The Difficulties of Detection—Moving on the Enemy—A Hebrew Anarchist—Oppenheimer’s Story—Dancing over Dynamite—Twenty-Five Dollars’ Worth of Practical Socialism—A Woman’s Work—How Mrs. Seliger Saved the North Side—A Well-merited Tribute—Seliger Saved by his Wife—The Shadow of the Hangman’s Rope—A Hunt for a Witness—Shadowing a Hack—The Commune Celebration—Fixing Lingg’s Guilt—Preparing the Infernal Machines—A Boy Conspirator—Lingg’s Youthful Friend—Anarchy in the Blood—How John Thielen was Taken into Camp—His Curious Confession—Other Arrests.

THE preceding pages will have given to the reader facts enough to show the difficulty of the task assumed, as well as the manner in which we went about the work. One of the greatest of the obstacles to be overcome arose from the character and habits of thought of the Anarchists themselves. They heartily hated all law, and despised its constituted representatives. The conspiracy was well disciplined in itself, and it had been specially organized with a view to guarding its secrets from the outside world and protecting its members from the consequences of their crimes. Thus I soon found that it would require peculiar address, patience, secretiveness and diligent work to lay bare the great plot to the world.

I can find no better place than this to testify to the help given me throughout the case by Assistant State’s Attorney Furthmann, whose work was a most important feature of the result finally brought before the Criminal Court.

The protection of society is an interest so momentous that it would be a false modesty in me to refuse, for fear that I should be charged with egotism, to analyze the processes by which the conviction of the confederates in the Haymarket murder conspiracy was bought about, and accordingly I will now say, once for all, that I believe that careful, systematic detective inquiry, conducted with some brains and a good deal of grit, can unravel any plot which the enemies of law and order and our American institutions are apt to hatch. It will require tact. It will require intelligence. It may require the hardest and most persistent work that men may do—but about the result there can be no doubt. Our government and our methods are strong enough for the protection of the people and the maintenance of law and order, no matter how dangerous may seem the forces arrayed against it.

The various steps taken may be gathered best from the memoranda made upon the arrest of each Anarchist who had been conspicuous in his order and who was supposed to know the secret workings of the “armed sections;” and, in reading the particulars, the general conclusion will become irresistible that the men who posed as the bloodthirsty bandits of Chicago became arrant, cringing cowards when they found themselves within the clutches of the law. In the galaxy of trembling “cranks” there were a few exceptions, notably George Engel and Louis Lingg, but the demeanor of the common herd under arrest proved that their vaunted bravery had been simply so much talk “full of sound and fury.”

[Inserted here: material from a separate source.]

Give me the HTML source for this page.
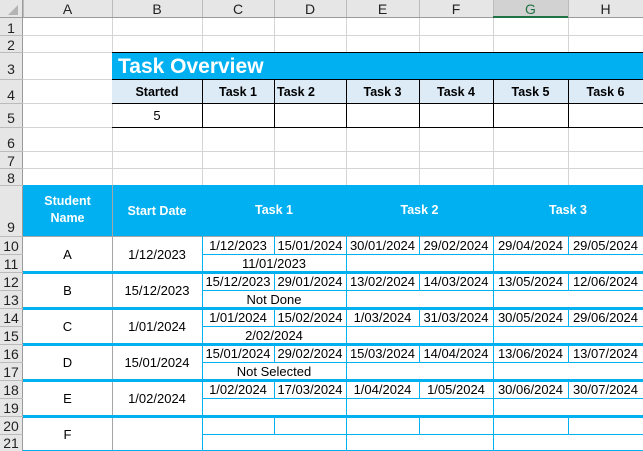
<!DOCTYPE html>
<html><head><meta charset="utf-8"><style>
*{margin:0;padding:0;box-sizing:border-box}
body{width:643px;height:451px;overflow:hidden;background:#fff;font-family:"Liberation Sans",Arial,sans-serif;position:relative;color:#000}
div{position:absolute}
.t{display:flex;align-items:center;justify-content:center;font-size:13px;white-space:nowrap}
.b{font-weight:bold;font-size:12.5px}
.w{color:#fff}
.h{background:#e6e6e6}
.g{background:#d4d4d4}
.k{background:#000}
.c{background:#00b0f0}
.m{background:#a6a6a6}
.rn{font-size:14px;color:#222}
</style></head><body>
<div class="h" style="left:0;top:0;width:643px;height:18px"></div>
<div class="h" style="left:0;top:0;width:23px;height:451px"></div>
<div style="left:493px;top:0;width:75px;height:18px;background:#d2d2d2"></div>
<div style="left:8px;top:5px;width:0;height:0;border-left:10px solid transparent;border-bottom:10px solid #b4b4b4"></div>
<div class="g" style="left:112px;top:18px;width:1px;height:167px"></div>
<div class="g" style="left:202px;top:18px;width:1px;height:167px"></div>
<div class="g" style="left:274px;top:18px;width:1px;height:167px"></div>
<div class="g" style="left:346px;top:18px;width:1px;height:167px"></div>
<div class="g" style="left:419px;top:18px;width:1px;height:167px"></div>
<div class="g" style="left:493px;top:18px;width:1px;height:167px"></div>
<div class="g" style="left:568px;top:18px;width:1px;height:167px"></div>
<div class="g" style="left:23px;top:35px;width:620px;height:1px"></div>
<div class="g" style="left:23px;top:52px;width:620px;height:1px"></div>
<div class="g" style="left:23px;top:79px;width:90px;height:1px"></div>
<div class="g" style="left:23px;top:103px;width:90px;height:1px"></div>
<div class="g" style="left:23px;top:127px;width:90px;height:1px"></div>
<div class="g" style="left:23px;top:151px;width:620px;height:1px"></div>
<div class="g" style="left:23px;top:168px;width:620px;height:1px"></div>
<div style="left:23px;top:0;width:1px;height:18px;background:#bbb"></div>
<div style="left:112px;top:0;width:1px;height:18px;background:#bbb"></div>
<div style="left:202px;top:0;width:1px;height:18px;background:#bbb"></div>
<div style="left:274px;top:0;width:1px;height:18px;background:#bbb"></div>
<div style="left:346px;top:0;width:1px;height:18px;background:#bbb"></div>
<div style="left:419px;top:0;width:1px;height:18px;background:#bbb"></div>
<div style="left:493px;top:0;width:1px;height:18px;background:#bbb"></div>
<div style="left:568px;top:0;width:1px;height:18px;background:#bbb"></div>
<div style="left:0;top:17px;width:643px;height:1px;background:#9b9b9b"></div>
<div style="left:493px;top:16px;width:75px;height:2px;background:#217346"></div>
<div style="left:22px;top:0;width:1px;height:451px;background:#9b9b9b"></div>
<div class="t rn" style="left:23px;top:0;width:89px;height:18px">A</div>
<div class="t rn" style="left:112px;top:0;width:90px;height:18px">B</div>
<div class="t rn" style="left:202px;top:0;width:72px;height:18px">C</div>
<div class="t rn" style="left:274px;top:0;width:72px;height:18px">D</div>
<div class="t rn" style="left:346px;top:0;width:73px;height:18px">E</div>
<div class="t rn" style="left:419px;top:0;width:74px;height:18px">F</div>
<div class="t rn" style="left:493px;top:0;width:75px;height:18px;color:#217346">G</div>
<div class="t rn" style="left:568px;top:0;width:75px;height:18px">H</div>
<div style="left:0;top:35px;width:23px;height:1px;background:#bbb"></div>
<div style="left:0;top:52px;width:23px;height:1px;background:#bbb"></div>
<div style="left:0;top:79px;width:23px;height:1px;background:#bbb"></div>
<div style="left:0;top:103px;width:23px;height:1px;background:#bbb"></div>
<div style="left:0;top:127px;width:23px;height:1px;background:#bbb"></div>
<div style="left:0;top:151px;width:23px;height:1px;background:#bbb"></div>
<div style="left:0;top:168px;width:23px;height:1px;background:#bbb"></div>
<div style="left:0;top:185px;width:23px;height:1px;background:#bbb"></div>
<div style="left:0;top:236px;width:23px;height:1px;background:#bbb"></div>
<div style="left:0;top:254px;width:23px;height:1px;background:#bbb"></div>
<div style="left:0;top:272px;width:23px;height:1px;background:#bbb"></div>
<div style="left:0;top:290px;width:23px;height:1px;background:#bbb"></div>
<div style="left:0;top:308px;width:23px;height:1px;background:#bbb"></div>
<div style="left:0;top:326px;width:23px;height:1px;background:#bbb"></div>
<div style="left:0;top:344px;width:23px;height:1px;background:#bbb"></div>
<div style="left:0;top:362px;width:23px;height:1px;background:#bbb"></div>
<div style="left:0;top:380px;width:23px;height:1px;background:#bbb"></div>
<div style="left:0;top:398px;width:23px;height:1px;background:#bbb"></div>
<div style="left:0;top:416px;width:23px;height:1px;background:#bbb"></div>
<div style="left:0;top:434px;width:23px;height:1px;background:#bbb"></div>
<div class="t rn" style="left:0;top:19px;width:22px;height:17px">1</div>
<div class="t rn" style="left:0;top:36px;width:22px;height:17px">2</div>
<div class="t rn" style="left:0;top:58px;width:22px;height:22px">3</div>
<div class="t rn" style="left:0;top:85px;width:22px;height:20px">4</div>
<div class="t rn" style="left:0;top:108px;width:22px;height:20px">5</div>
<div class="t rn" style="left:0;top:134px;width:22px;height:18px">6</div>
<div class="t rn" style="left:0;top:152px;width:22px;height:17px">7</div>
<div class="t rn" style="left:0;top:169px;width:22px;height:17px">8</div>
<div class="t rn" style="left:0;top:218px;width:22px;height:18px">9</div>
<div class="t rn" style="left:0;top:237px;width:22px;height:17px">10</div>
<div class="t rn" style="left:0;top:255px;width:22px;height:17px">11</div>
<div class="t rn" style="left:0;top:273px;width:22px;height:17px">12</div>
<div class="t rn" style="left:0;top:291px;width:22px;height:17px">13</div>
<div class="t rn" style="left:0;top:309px;width:22px;height:17px">14</div>
<div class="t rn" style="left:0;top:327px;width:22px;height:17px">15</div>
<div class="t rn" style="left:0;top:345px;width:22px;height:17px">16</div>
<div class="t rn" style="left:0;top:363px;width:22px;height:17px">17</div>
<div class="t rn" style="left:0;top:381px;width:22px;height:17px">18</div>
<div class="t rn" style="left:0;top:399px;width:22px;height:17px">19</div>
<div class="t rn" style="left:0;top:417px;width:22px;height:17px">20</div>
<div class="t rn" style="left:0;top:435px;width:22px;height:16px">21</div>

<div class="c" style="left:112px;top:52px;width:531px;height:27px"></div>
<div class="w" style="left:118px;top:55px;font-size:21px;font-weight:bold">Task Overview</div>
<div style="left:112px;top:79px;width:531px;height:24px;background:#ddebf7"></div>
<div class="k" style="left:112px;top:52px;width:531px;height:1px"></div>
<div class="k" style="left:112px;top:79px;width:531px;height:1px"></div>
<div class="k" style="left:112px;top:103px;width:531px;height:1px"></div>
<div class="k" style="left:112px;top:127px;width:531px;height:1px"></div>
<div class="k" style="left:202px;top:79px;width:1px;height:48px"></div>
<div class="k" style="left:274px;top:79px;width:1px;height:48px"></div>
<div class="k" style="left:346px;top:79px;width:1px;height:48px"></div>
<div class="k" style="left:419px;top:79px;width:1px;height:48px"></div>
<div class="k" style="left:493px;top:79px;width:1px;height:48px"></div>
<div class="k" style="left:568px;top:79px;width:1px;height:48px"></div>
<div class="t b" style="left:112px;top:80px;width:90px;height:23px">Started</div>
<div class="t b" style="left:202px;top:80px;width:72px;height:23px">Task 1</div>
<div class="t b" style="left:275px;top:80px;width:42px;height:23px">Task 2</div>
<div class="t b" style="left:346px;top:80px;width:73px;height:23px">Task 3</div>
<div class="t b" style="left:419px;top:80px;width:74px;height:23px">Task 4</div>
<div class="t b" style="left:493px;top:80px;width:75px;height:23px">Task 5</div>
<div class="t b" style="left:568px;top:80px;width:75px;height:23px">Task 6</div>
<div class="t" style="left:112px;top:104px;width:90px;height:23px">5</div>

<div class="c" style="left:23px;top:185px;width:620px;height:51px"></div>
<div style="left:112px;top:185px;width:1px;height:51px;background:#a6a6a6"></div>
<div class="t b w" style="left:23px;top:192px;width:89px;height:36px;text-align:center;line-height:17px">Student<br>Name</div>
<div class="t b w" style="left:112px;top:202px;width:90px;height:18px">Start Date</div>
<div class="t b w" style="left:202px;top:201px;width:144px;height:18px">Task 1</div>
<div class="t b w" style="left:346px;top:201px;width:147px;height:18px">Task 2</div>
<div class="t b w" style="left:493px;top:201px;width:150px;height:18px">Task 3</div>

<div class="m" style="left:23px;top:236px;width:620px;height:1px"></div>
<div class="m" style="left:112px;top:236px;width:1px;height:215px"></div>
<div class="c" style="left:202px;top:236px;width:1px;height:215px"></div>
<div class="c" style="left:23px;top:271px;width:620px;height:3px"></div>
<div class="c" style="left:23px;top:307px;width:620px;height:3px"></div>
<div class="c" style="left:23px;top:343px;width:620px;height:3px"></div>
<div class="c" style="left:23px;top:379px;width:620px;height:3px"></div>
<div class="c" style="left:23px;top:415px;width:620px;height:3px"></div>
<div class="c" style="left:23px;top:450px;width:620px;height:1px"></div>
<div class="c" style="left:202px;top:254px;width:441px;height:1px"></div>
<div class="c" style="left:202px;top:290px;width:441px;height:1px"></div>
<div class="c" style="left:202px;top:326px;width:441px;height:1px"></div>
<div class="c" style="left:202px;top:362px;width:441px;height:1px"></div>
<div class="c" style="left:202px;top:398px;width:441px;height:1px"></div>
<div class="c" style="left:202px;top:434px;width:441px;height:1px"></div>
<div class="c" style="left:346px;top:236px;width:1px;height:215px"></div>
<div class="c" style="left:493px;top:236px;width:1px;height:215px"></div>
<div class="c" style="left:274px;top:236px;width:1px;height:18px"></div>
<div class="c" style="left:419px;top:236px;width:1px;height:18px"></div>
<div class="c" style="left:568px;top:236px;width:1px;height:18px"></div>
<div class="c" style="left:274px;top:272px;width:1px;height:18px"></div>
<div class="c" style="left:419px;top:272px;width:1px;height:18px"></div>
<div class="c" style="left:568px;top:272px;width:1px;height:18px"></div>
<div class="c" style="left:274px;top:308px;width:1px;height:18px"></div>
<div class="c" style="left:419px;top:308px;width:1px;height:18px"></div>
<div class="c" style="left:568px;top:308px;width:1px;height:18px"></div>
<div class="c" style="left:274px;top:344px;width:1px;height:18px"></div>
<div class="c" style="left:419px;top:344px;width:1px;height:18px"></div>
<div class="c" style="left:568px;top:344px;width:1px;height:18px"></div>
<div class="c" style="left:274px;top:380px;width:1px;height:18px"></div>
<div class="c" style="left:419px;top:380px;width:1px;height:18px"></div>
<div class="c" style="left:568px;top:380px;width:1px;height:18px"></div>
<div class="c" style="left:274px;top:416px;width:1px;height:18px"></div>
<div class="c" style="left:419px;top:416px;width:1px;height:18px"></div>
<div class="c" style="left:568px;top:416px;width:1px;height:18px"></div>

<div class="t" style="left:23px;top:237px;width:89px;height:34px">A</div>
<div class="t" style="left:112px;top:237px;width:90px;height:34px">1/12/2023</div>
<div class="t" style="left:23px;top:274px;width:89px;height:33px">B</div>
<div class="t" style="left:112px;top:274px;width:90px;height:33px">15/12/2023</div>
<div class="t" style="left:23px;top:310px;width:89px;height:33px">C</div>
<div class="t" style="left:112px;top:310px;width:90px;height:33px">1/01/2024</div>
<div class="t" style="left:23px;top:346px;width:89px;height:33px">D</div>
<div class="t" style="left:112px;top:346px;width:90px;height:33px">15/01/2024</div>
<div class="t" style="left:23px;top:382px;width:89px;height:33px">E</div>
<div class="t" style="left:112px;top:382px;width:90px;height:33px">1/02/2024</div>
<div class="t" style="left:23px;top:418px;width:89px;height:32px">F</div>

<div class="t" style="left:202px;top:237px;width:72px;height:17px">1/12/2023</div>
<div class="t" style="left:274px;top:237px;width:72px;height:17px">15/01/2024</div>
<div class="t" style="left:346px;top:237px;width:73px;height:17px">30/01/2024</div>
<div class="t" style="left:419px;top:237px;width:74px;height:17px">29/02/2024</div>
<div class="t" style="left:493px;top:237px;width:75px;height:17px">29/04/2024</div>
<div class="t" style="left:568px;top:237px;width:75px;height:17px">29/05/2024</div>
<div class="t" style="left:202px;top:255px;width:144px;height:16px">11/01/2023</div>
<div class="t" style="left:202px;top:273px;width:72px;height:17px">15/12/2023</div>
<div class="t" style="left:274px;top:273px;width:72px;height:17px">29/01/2024</div>
<div class="t" style="left:346px;top:273px;width:73px;height:17px">13/02/2024</div>
<div class="t" style="left:419px;top:273px;width:74px;height:17px">14/03/2024</div>
<div class="t" style="left:493px;top:273px;width:75px;height:17px">13/05/2024</div>
<div class="t" style="left:568px;top:273px;width:75px;height:17px">12/06/2024</div>
<div class="t" style="left:202px;top:291px;width:144px;height:16px">Not Done</div>
<div class="t" style="left:202px;top:309px;width:72px;height:17px">1/01/2024</div>
<div class="t" style="left:274px;top:309px;width:72px;height:17px">15/02/2024</div>
<div class="t" style="left:346px;top:309px;width:73px;height:17px">1/03/2024</div>
<div class="t" style="left:419px;top:309px;width:74px;height:17px">31/03/2024</div>
<div class="t" style="left:493px;top:309px;width:75px;height:17px">30/05/2024</div>
<div class="t" style="left:568px;top:309px;width:75px;height:17px">29/06/2024</div>
<div class="t" style="left:202px;top:327px;width:144px;height:16px">2/02/2024</div>
<div class="t" style="left:202px;top:345px;width:72px;height:17px">15/01/2024</div>
<div class="t" style="left:274px;top:345px;width:72px;height:17px">29/02/2024</div>
<div class="t" style="left:346px;top:345px;width:73px;height:17px">15/03/2024</div>
<div class="t" style="left:419px;top:345px;width:74px;height:17px">14/04/2024</div>
<div class="t" style="left:493px;top:345px;width:75px;height:17px">13/06/2024</div>
<div class="t" style="left:568px;top:345px;width:75px;height:17px">13/07/2024</div>
<div class="t" style="left:202px;top:363px;width:144px;height:16px">Not Selected</div>
<div class="t" style="left:202px;top:381px;width:72px;height:17px">1/02/2024</div>
<div class="t" style="left:274px;top:381px;width:72px;height:17px">17/03/2024</div>
<div class="t" style="left:346px;top:381px;width:73px;height:17px">1/04/2024</div>
<div class="t" style="left:419px;top:381px;width:74px;height:17px">1/05/2024</div>
<div class="t" style="left:493px;top:381px;width:75px;height:17px">30/06/2024</div>
<div class="t" style="left:568px;top:381px;width:75px;height:17px">30/07/2024</div>
</body></html>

JULIUS OPPENHEIMER’S “DOUBLE.”
From a Photograph.

One of the first arrests which I made was that of Julius Oppenheimer, alias Julius Frey. This man was a peculiar genius and was possessed by an unbounded admiration for Anarchists and all their methods. He had come to America five years before and had been brought up an Anarchist. He was a Hebrew of a very pronounced type, twenty-five years of age, a butcher by occupation, but an Anarchist in and out of season. Whenever he succeeded in securing employment he was sure speedily to lose it by his persistent teaching of Anarchy, and in some places people even went so far as to drive him out of town. If fortunate enough to get work in an adjoining town, he would tell his fellow workmen of his prior experience and curse what he termed his persecution for conscience’s sake. Whenever his Anarchist beliefs had been expounded, he was promptly dismissed, and in one town he was politely informed that unless he got out in short order he was liable to find himself hanging to a tree. This sort of thing embittered him still more against society, and finally he abandoned all attempts to find work. He resolved himself into a tramp, and, in traveling from place to place, he sought to convert every other tramp he met to his revolutionary ideas.

He soon learned that Chicago was regarded all over the country as the home of Socialism, its stronghold and citadel, and he made haste to reach it so that he too could become an agitator, with nothing to do and plenty to eat and drink. He had been in the city only a few days when he learned of the Socialistic haunt at No. 58 Clybourn Avenue, and there he soon made the acquaintance of Lingg and other, lesser lights, whose principal aim seemed to be to loaf around the saloons, guzzle beer and talk dynamite. This pleased Oppenheimer. He had traveled many weary days, but at last he had found what he had so long sought. He was received cautiously at first, but finally with open arms. One night he attended a meeting at the number given above and heard Engel speak about killing all the police in Chicago. Oppenheimer was delighted, and on the adjournment of the meeting he grew very enthusiastic, threatening to visit dire punishment on both the police and the rich. He stepped out on the sidewalk, and, just then encountering a policeman, he ejaculated:

“You old loafer, you won’t live much longer!”